2. Originally Posted by Rapha
Show that

$\frac{\partial^2 u}{\partial x^2} \approx \frac{u(t,x_{i+1})-2u(t,x_i) + u(t,x_{i-1})}{h^2}$

Anyone knows how to show this?
For any twice differentiable function $f$, you have the asymptotic expansion: $f(x+h)=f(x)+f'(x)h+\frac{f''(x)}{2}h^2+o(h^2)$, and (substituting $-h$ for $h$): $f(x-h)=f(x)-f'(x)h+\frac{f''(x)}{2}h^2+o(h^2)$. Sum these expansions, and you get:
$f(x+h)+f(x-h)=2f(x)+f''(x)h^2+o(h^2)$,
and finally:
$f''(x)=\lim_{h\to 0}\frac{f(x+h)-2f(x)+f(x-h)}{h^2}$.

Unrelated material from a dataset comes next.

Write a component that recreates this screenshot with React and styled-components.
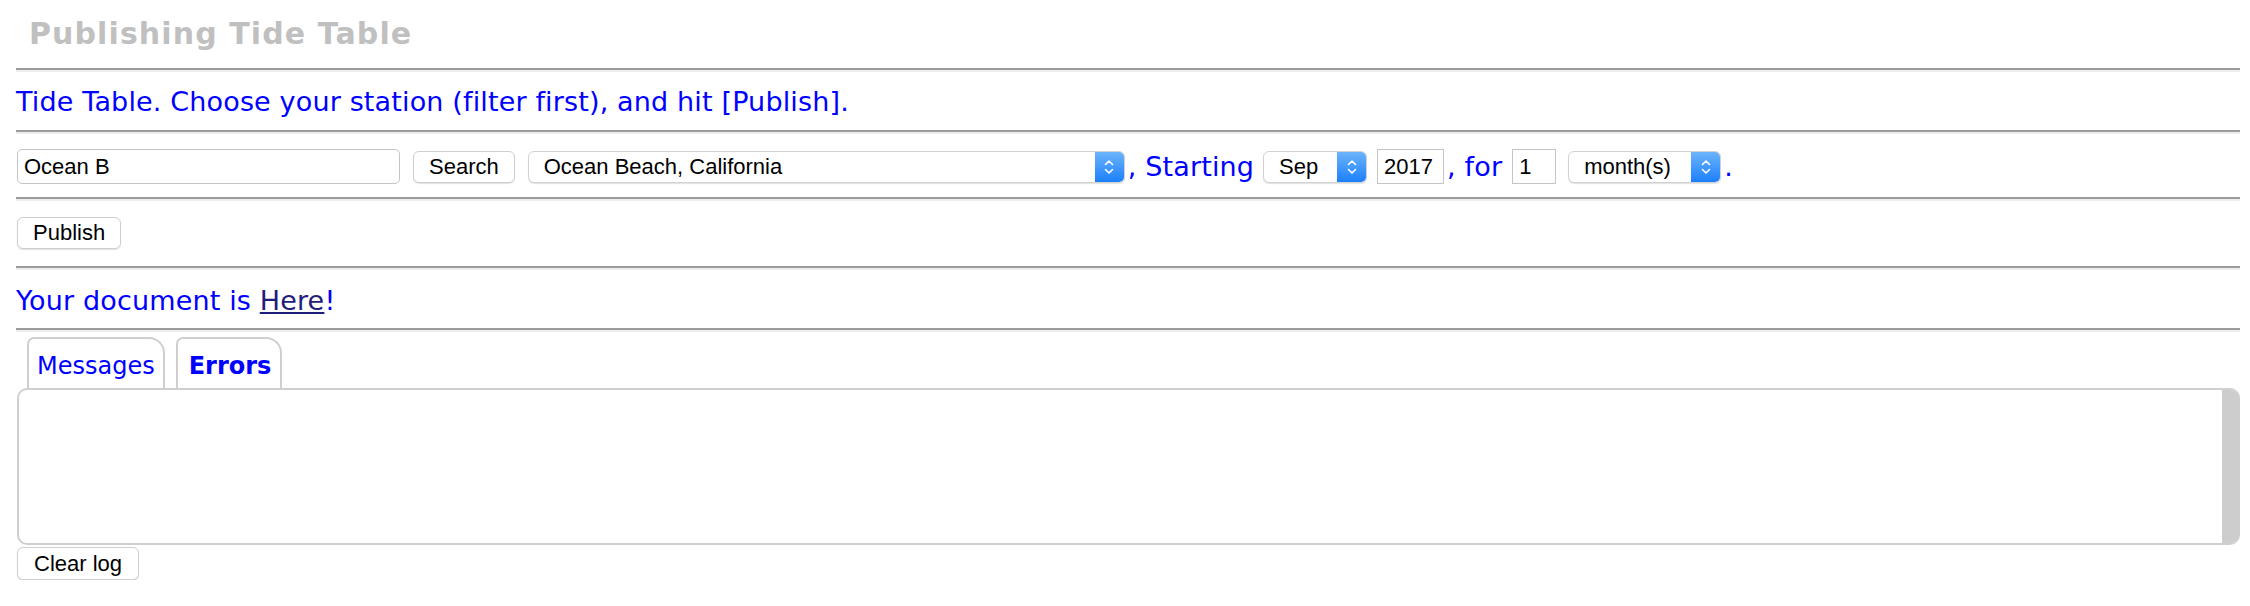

3. Originally Posted by Rapha
Hello,

it is
$\frac{\partial u}{\partial t} = k*\frac{\partial^2 u}{\partial x^2}$ (as known as heat equation)

Show that

$\frac{\partial^2 u}{\partial x^2} \approx \frac{u(t,x_{i+1})-2u(t,x_i) + u(t,x_{i-1})}{h^2}$

Anyone knows how to show this?

Best Regards,
Rapha
This is a forward difference approximation.

Read this: Solution of the Diffusion Equation by Finite Differences

4. Hi

thank you Laurent,

thank you mr fantastic